**Exercise description:** Take from the listing each line that has the string "index".

**Data shown:**
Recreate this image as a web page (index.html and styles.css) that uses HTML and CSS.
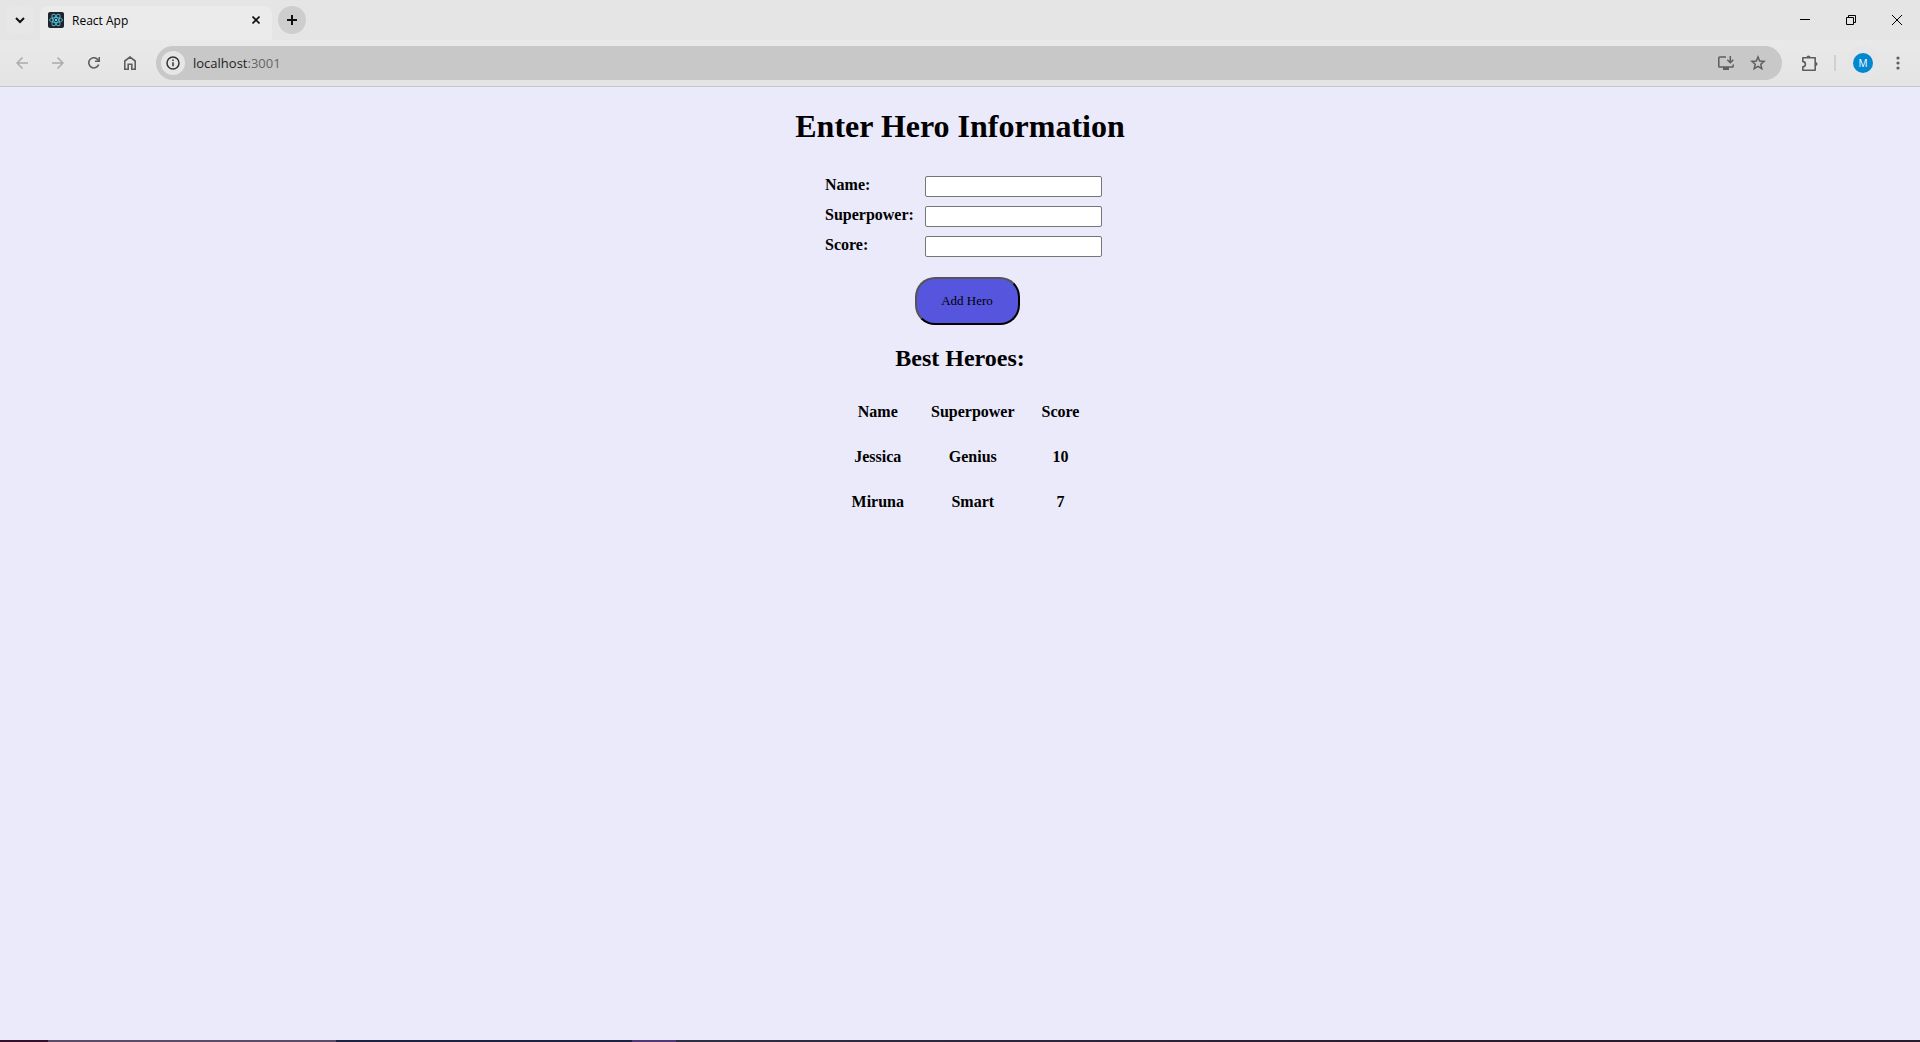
FILE: index.html
```html
<!DOCTYPE html>
<html lang="en">
<head>
<meta charset="utf-8">
<title>React App</title>
<link rel="stylesheet" href="styles.css">
</head>
<body>
<header class="browser">
  <div class="tab-strip">
    <button class="tab-search" aria-label="Search tabs">
      <svg width="10" height="8" viewBox="0 0 10 8" fill="none" stroke="#111" stroke-width="2"><path d="M1 2l4 4 4-4"/></svg>
    </button>
    <div class="tab">
      <svg class="favicon" width="16" height="16" viewBox="0 0 16 16" fill="none" stroke="#4fb4cf" stroke-width="1">
        <rect width="16" height="16" rx="2" fill="#20232a" stroke="none"/>
        <ellipse cx="8" cy="8" rx="6.5" ry="2.5"/>
        <ellipse cx="8" cy="8" rx="6.5" ry="2.5" transform="rotate(60 8 8)"/>
        <ellipse cx="8" cy="8" rx="6.5" ry="2.5" transform="rotate(120 8 8)"/>
        <circle cx="8" cy="8" r="1.2" fill="#61dafb" stroke="none"/>
      </svg>
      <span class="tab-title">React App</span>
      <button class="tab-close" aria-label="Close tab">
        <svg width="8" height="8" viewBox="0 0 8 8" stroke="#111" stroke-width="1.6"><path d="M.5.5l7 7M7.500.5l-7 7"/></svg>
      </button>
    </div>
    <button class="new-tab" aria-label="New tab">
      <svg width="10" height="10" viewBox="0 0 10 10" stroke="#111" stroke-width="2"><path d="M5 0v10M0 5h10"/></svg>
    </button>
    <div class="window-controls">
      <button class="window-button" aria-label="Minimize">
        <svg width="10" height="10" viewBox="0 0 10 10" fill="#000"><path d="M0 4h10v1H0z"/></svg>
      </button>
      <button class="window-button" aria-label="Restore">
        <svg width="10" height="10" viewBox="0 0 10 10" fill="none" stroke="#000"><path d="M.5 2.500h7v7h-7zM2.500 2.500v-2h7v7h-2"/></svg>
      </button>
      <button class="window-button" aria-label="Close">
        <svg width="10" height="10" viewBox="0 0 10 10" stroke="#000"><path d="M0 0l10 10M10 0L0 10"/></svg>
      </button>
    </div>
  </div>
  <div class="toolbar">
    <nav class="nav-buttons">
      <button class="tool disabled" aria-label="Back">
        <svg width="12" height="12" viewBox="0 0 12 12" fill="none" stroke="currentColor" stroke-width="1.500"><path d="M12 6H1M6.500.5L1 6l5.500 5.500"/></svg>
      </button>
      <button class="tool disabled" aria-label="Forward">
        <svg width="12" height="12" viewBox="0 0 12 12" fill="none" stroke="currentColor" stroke-width="1.500"><path d="M0 6h11M5.500.5L11 6l-5.500 5.500"/></svg>
      </button>
      <button class="tool" aria-label="Reload">
        <svg width="12" height="12" viewBox="0 0 12 12"><path d="M10.700 7.500A5.100 5.100 0 1 1 9.900 2.700L11 4" fill="none" stroke="currentColor" stroke-width="1.600"/><path d="M12 0v5H7V3.500h3.500V0z" fill="currentColor"/></svg>
      </button>
      <button class="tool" aria-label="Home">
        <svg width="12" height="14" viewBox="0 0 12 14" fill="none" stroke="currentColor" stroke-width="1.600"><path d="M.8 5L6 1l5.200 4v8.200H7.800V8.300H4.200v4.900H.8z"/></svg>
      </button>
    </nav>
    <div class="omnibox">
      <button class="site-info" aria-label="Site information">
        <svg width="14" height="14" viewBox="0 0 14 14" fill="none" stroke="#333" stroke-width="1.500"><circle cx="7" cy="7" r="6"/><path d="M7 6.200v4M7 3.500v1.500"/></svg>
      </button>
      <span class="url">localhost<span class="port">:3001</span></span>
      <button class="tool" aria-label="Install app">
        <svg width="16" height="14" viewBox="0 0 16 14" fill="none" stroke="currentColor" stroke-width="1.500"><path d="M8 1H1.700Q.8 1 .8 1.900v8.300q0 .9.900.9h12.600q.9 0 .9-.9V8.500M12.300 0v6M9.300 3.700l3 3 3-3"/><path d="M5 11h6v3H5z" fill="currentColor" stroke="none"/></svg>
      </button>
      <button class="tool" aria-label="Bookmark this tab">
        <svg width="16" height="16" viewBox="0 0 16 16" fill="none" stroke="currentColor" stroke-width="1.500"><path d="M8 2l1.700 4 4.400.4-3.300 2.900 1 4.300L8 11.300l-3.800 2.300 1-4.300-3.300-2.900 4.400-.4z"/></svg>
      </button>
    </div>
    <div class="browser-actions">
      <button class="tool" aria-label="Extensions">
        <svg width="17" height="17" viewBox="0 0 17 17" fill="none" stroke="currentColor" stroke-width="1.600"><path d="M1.800 2.800h12.400v12.400H1.800v-3.400a2.600 2.600 0 0 0 0-5.200z" stroke-linejoin="round"/><path d="M5.500 2.500a2 2 0 0 1 4 0zM14.500 7a2 2 0 0 1 0 4z" fill="currentColor" stroke="none"/></svg>
      </button>
      <span class="divider"></span>
      <button class="profile" aria-label="Profile"><span class="avatar">M</span></button>
      <button class="tool" aria-label="Menu">
        <svg width="4" height="14" viewBox="0 0 4 14" fill="currentColor"><circle cx="2" cy="2" r="1.600"/><circle cx="2" cy="7" r="1.600"/><circle cx="2" cy="12" r="1.600"/></svg>
      </button>
    </div>
  </div>
</header>
<main class="page">
  <h1 class="title">Enter Hero Information</h1>
  <form class="hero-form">
    <label for="name">Name:</label><input id="name" type="text">
    <label for="power">Superpower:</label><input id="power" type="text">
    <label for="score">Score:</label><input id="score" type="text">
    <button class="add-hero" type="button">Add Hero</button>
  </form>
  <h2 class="subtitle">Best Heroes:</h2>
  <table class="heroes">
    <thead>
      <tr><th>Name</th><th>Superpower</th><th>Score</th></tr>
    </thead>
    <tbody>
      <tr><td>Jessica</td><td>Genius</td><td>10</td></tr>
      <tr><td>Miruna</td><td>Smart</td><td>7</td></tr>
    </tbody>
  </table>
</main>
<footer class="taskbar-edge"></footer>
</body>
</html>
```

FILE: styles.css
```css
* { box-sizing: border-box; }

body {
  margin: 0;
  min-height: 100vh;
  display: flex;
  flex-direction: column;
  background: #eaeafa;
  color: #000;
  font-family: "Liberation Serif", serif;
  font-size: 16px;
}

button {
  padding: 0;
  border: 0;
  background: none;
  font: inherit;
  color: inherit;
}

/* Browser frame */
.browser {
  background: #e5e5e5;
  border-bottom: 1px solid #c5c5c5;
  font-family: "Open Sans", sans-serif;
}

.browser button {
  display: flex;
  align-items: center;
  justify-content: center;
  flex: none;
}

.tab-strip {
  display: flex;
  align-items: center;
  height: 40px;
}

.tab-search {
  width: 28px;
  height: 28px;
  margin: 0 6px;
  border-radius: 8px;
  background: #e7e7e7;
}

.tab {
  display: flex;
  align-items: center;
  gap: 8px;
  width: 232px;
  height: 34px;
  padding: 0 8px 6px;
  align-self: flex-end;
  border-radius: 8px 8px 0 0;
  background: #ebebeb;
  font-size: 12px;
}

.tab-title { flex: 1; }

.tab-close {
  width: 16px;
  height: 16px;
}

.new-tab {
  width: 28px;
  height: 28px;
  margin-left: 6px;
  border-radius: 50%;
  background: #cecece;
}

.window-controls {
  display: flex;
  margin-left: auto;
}

.window-button {
  width: 46px;
  height: 40px;
}

.toolbar {
  display: flex;
  align-items: center;
  height: 46px;
  background: linear-gradient(#e9e9e9, #e4e4e4);
}

.nav-buttons {
  display: flex;
  gap: 8px;
  padding: 0 12px 0 8px;
}

.tool {
  width: 28px;
  height: 28px;
  color: #5c5e61;
}

.disabled { color: #ababab; }

.omnibox {
  flex: 1;
  display: flex;
  align-items: center;
  gap: 4px;
  height: 34px;
  padding: 0 10px 0 5px;
  border-radius: 17px;
  background: #c8c8c8;
}

.site-info {
  width: 24px;
  height: 24px;
  border-radius: 50%;
  background: #e6e6e6;
}

.url {
  flex: 1;
  padding-left: 4px;
  font-size: 13px;
  color: #222;
}

.port { color: #666; }

.browser-actions {
  display: flex;
  align-items: center;
  padding: 0 8px 0 13px;
}

.divider {
  width: 2px;
  height: 16px;
  margin: 0 10px 0 11px;
  background: #d0d0d0;
}

.profile {
  width: 34px;
  height: 34px;
  margin-right: 4px;
  border-radius: 50%;
  background: #e6e6e6;
}

.avatar {
  width: 20px;
  height: 20px;
  border-radius: 50%;
  background: #0288d1;
  color: #fff;
  font-size: 10px;
  line-height: 20px;
  text-align: center;
}

/* Page */
.page {
  flex: 1;
  display: flex;
  flex-direction: column;
  align-items: center;
}

.title {
  margin: 21px 0;
  font-size: 32px;
  line-height: 37px;
}

.hero-form {
  display: grid;
  grid-template-columns: 100px 177px;
  row-gap: 9px;
  align-items: start;
  margin: 10px 0 0 7px;
  font-weight: bold;
}

.hero-form input {
  width: 100%;
  height: 21px;
  margin: 0;
  border: 1px solid #767676;
  border-radius: 2px;
  background: #fff;
}

.add-hero {
  grid-column: 1 / -1;
  justify-self: center;
  width: 105px;
  height: 48px;
  margin: 11px 0 0 7px;
  border: 2px outset #000;
  border-radius: 20px;
  background: #5555dd;
  font-size: 13px;
  font-weight: normal;
}

.subtitle {
  margin: 19px 0 16px;
  font-size: 24px;
  line-height: 28px;
}

.heroes {
  margin-left: 11px;
  border-spacing: 3px;
  font-weight: bold;
  text-align: center;
}

.heroes th,
.heroes td {
  height: 42px;
  padding: 0 12px;
}

/* Sliver of the desktop taskbar below the window */
.taskbar-edge {
  height: 2px;
  background: linear-gradient(to right, #35102c 48px, #5c4a69 48px 336px, #1d2142 336px 632px, #523777 632px 676px, #2d2e45 676px, #2a1a2e 1520px);
}
```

**Solution:**
Recreate this image as a web page (index.html and styles.css) that uses HTML and CSS.
FILE: index.html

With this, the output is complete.